What a beautifully ugly film.
This is the crux of Johnathan Glazer’s first mainstream film The Zone of Interest, nominated for 5 Academy Awards. The ‘zone’ we are interested in of course is a suburban home and garden that just happens to be situated right next to the Auschwitz camp. Lieutenant Rudolf Höss was the longest serving commandant of the camp, and the film explores the period of time where he lives with his wife and family in the relatively ordinary, suburban house situated on the outskirts of unspeakable atrocities. Blips of irony are peppered throughout, but none too distasteful in film terms (the whole concept after all is the epitome of bad taste.)
Glazer introduces you to the environment gradually, glimpses of the camps’ boundary walls and barbed wire are demonstrated subtly as the backdrop to happenings of the family life. As we progress, it’s clear that the wall is just a measly physical separation, as there are multiple psychological boundaries the family must cross to just exist in that environment. We’re immediately acutely aware of the cruel dichotomies at play here, illuminated at first through the incredible sound scape which is like a character in itself. As we aren’t privy to events within the camp at all, just like the Höss family, we cannot avoid hearing them. The intermittent sounds of the Höss baby crying for food or his mother like any other child, are punctuated by the cries of desperation of the inmates on the other side of the wall. The dichotomies of ordinary and extraordinary are constant, the husband and wife embracing by the river is offset by two SS men with their rifles on the hill above them – the undeniable presence of the camp is like a fly that the characters can’t swat away. The majestic family dog meanwhile is constantly on alert, and serves as the most primal being who follows the scent of food. The film of course isn’t shy from showing how the dog isn’t the only animal in the film.

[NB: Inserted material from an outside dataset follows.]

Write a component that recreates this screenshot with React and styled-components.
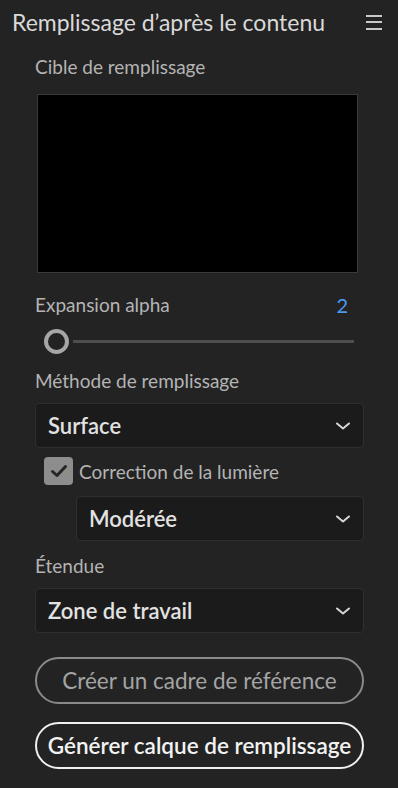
import React, { useState } from 'react';
import styled, { createGlobalStyle } from 'styled-components';

const GlobalStyle = createGlobalStyle`
  html, body {
    margin: 0;
    padding: 0;
    background: #232323;
  }
  body {
    font-family: Lato, "Open Sans", sans-serif;
  }
`;

const Panel = styled.div`
  width: 398px;
  height: 788px;
  background: #232323;
  color: #b8b8b8;
  box-sizing: border-box;
  overflow: hidden;
`;

const Header = styled.header`
  display: flex;
  justify-content: space-between;
  align-items: center;
  height: 44px;
  padding: 0 16px 0 12px;
`;

const Title = styled.h1`
  margin: 0;
  font-size: 23px;
  font-weight: 400;
  color: #d9d9d9;
`;

const MenuIcon = styled.div`
  display: flex;
  flex-direction: column;
  gap: 4.5px;
  span {
    display: block;
    width: 16px;
    height: 2px;
    background: #c8c8c8;
  }
`;

const Body = styled.div`
  display: flex;
  flex-direction: column;
  padding: 0 34px 0 35px;
`;

const Label = styled.div`
  font-size: 19px;
  color: #b4b4b4;
  height: 24px;
  line-height: 24px;
  margin-top: ${p => p.$top || 0}px;
  display: flex;
  justify-content: space-between;
`;

const Value = styled.span`
  color: #4b9cf0;
  font-size: 20px;
  margin-right: 16px;
`;

const Preview = styled.div`
  height: 177px;
  margin: 15px 6px 0 2px;
  background: #000;
  border: 1px solid #3a3a3a;
`;

const SliderRow = styled.div`
  display: flex;
  align-items: center;
  height: 26px;
  margin: 11px 10px 0 9px;
`;

const Thumb = styled.div`
  width: 17px;
  height: 17px;
  border: 4px solid #a6a6a6;
  border-radius: 50%;
  flex: none;
`;

const Track = styled.div`
  flex: 1;
  height: 3px;
  background: #4d4d4d;
  margin-left: 4px;
`;

const Select = styled.div`
  display: flex;
  align-items: center;
  justify-content: space-between;
  height: 43px;
  margin-top: ${p => p.$top || 0}px;
  margin-left: ${p => p.$indent || 0}px;
  padding: 0 12px 0 12px;
  background: #1b1b1b;
  border: 1px solid #2f2f2f;
  border-radius: 4px;
  font-size: 22px;
  font-weight: 600;
  color: #e2e2e2;
`;

const CheckRow = styled.label`
  display: flex;
  align-items: center;
  gap: 6px;
  height: 28px;
  margin: 9px 0 0 9px;
  font-size: 19px;
  color: #b4b4b4;
`;

const Box = styled.span`
  width: 29px;
  height: 28px;
  border-radius: 4px;
  background: #8d8d8d;
  display: flex;
  align-items: center;
  justify-content: center;
`;

const Pill = styled.button`
  height: 47px;
  margin-top: ${p => p.$top || 0}px;
  border-radius: 24px;
  background: transparent;
  font-family: inherit;
  border: 2px solid ${p => (p.$primary ? '#f0f0f0' : '#8a8a8a')};
  color: ${p => (p.$primary ? '#f2f2f2' : '#a4a4a4')};
  font-size: ${p => (p.$primary ? 22.5 : 22.5)}px;
  font-weight: ${p => (p.$primary ? 600 : 400)};
  padding: 0;
`;

function Chevron() {
  return (
    <svg width="16" height="10" viewBox="0 0 16 10">
      <path d="M2 2.5 L8 7.5 L14 2.5" fill="none" stroke="#d6d6d6" strokeWidth="2" strokeLinecap="round" strokeLinejoin="round" />
    </svg>
  );
}

function Check() {
  return (
    <svg width="18" height="14" viewBox="0 0 18 14">
      <path d="M2.5 7.5 L7 11.5 L15.5 2.5" fill="none" stroke="#262626" strokeWidth="3" strokeLinecap="round" strokeLinejoin="round" />
    </svg>
  );
}

function App() {
  const [checked] = useState(true);

  return (
    <Panel>
      <GlobalStyle />
      <Header>
        <Title>Remplissage d’après le contenu</Title>
        <MenuIcon>
          <span /><span /><span />
        </MenuIcon>
      </Header>
      <Body>
        <Label $top={11}>Cible de remplissage</Label>
        <Preview />
        <Label $top={20}>
          Expansion alpha
          <Value>2</Value>
        </Label>
        <SliderRow>
          <Thumb />
          <Track />
        </SliderRow>
        <Label $top={15}>Méthode de remplissage</Label>
        <Select $top={10}>
          Surface
          <Chevron />
        </Select>
        <CheckRow>
          <Box>{checked && <Check />}</Box>
          Correction de la lumière
        </CheckRow>
        <Select $top={11} $indent={41}>
          Modérée
          <Chevron />
        </Select>
        <Label $top={13}>Étendue</Label>
        <Select $top={10}>
          Zone de travail
          <Chevron />
        </Select>
        <Pill $top={24}>Créer un cadre de référence</Pill>
        <Pill $top={18} $primary>Générer calque de remplissage</Pill>
      </Body>
    </Panel>
  );
}

export default App;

To exist in such an absurd artifice of peace, the characters have their own coping strategies and defence mechanisms to wield in case their beliefs are tested. Such a demeanour commands the skill of selective hearing, deftly exemplified through Mrs Höss played by the lady of the moment, Sandra Huller. She tends to her garden to the most minute details, she continues to talk about her flowers, hastily pulling at the weeds – uncomfortable ugliness amidst a sea of carefully curated and confined beauty. The ‘banality of evil’ phrase has inevitably been bandied around a lot with reviews of this movie, but I’d argue it is the ugly combination of the sacred and the profane, so interspersed that you can’t tell the difference.
All is manageable, until it isn’t and one day Lieutenant Höss is told he is being transferred to another camp, but incredibly his wife demands that he goes and she and the kids remain in the the little house beside Auschwitz. It shows to what degree she has insulated herself from the proximate horrors, even when there is an opportunity to leave, she stays. Questions are raised about who is complicit in all of this and who is a victim of their own circumstance. The wife who is trying to rear her children, tend to her garden and be there for her husband – is she indirectly enabling it? As her character develops we see how she is less a victim of her circumstances and comfortably complicit in the knowledge of what is going on.

There is a recurring sequence during the film where a girl engages in some clandestine business in the middle of the night, leaving apples and pears for inmates in the concentration camp to find the next morning. It is stylistically certainly a shock, as the girl is shot on thermal imaging cameras to create a negative effect. Narratively however the sequences are positive as they serve as the only source of hope and optimism for the entire movie. Glazer has famously said he couldn’t have done this film without including this one sequence – in all the darkness there is light.
A hallmark of a poignant movie is the continuity of work and how there will always be something to clean, something to pick up, something to do. At the risk of spoiling the carefully crafted ending, I will say that this theme is eerily present, reminiscent of the ugly orderliness that defined the lives of those that undertook these monstrosities. The human condition in its ugliest form is shown in its view and treatment of other humans. Overall, the atrocities are so uncomfortable, so unspeakable, and in this movie completely absent from view, that you suffer more in imagination than in reality from Glazer’s film. That is a testament to his true greatness, how audiences are convinced they heard more than they really did.
A deserving Best Picture winner in my humble opinion, failing that, it is almost guaranteed Best International Film.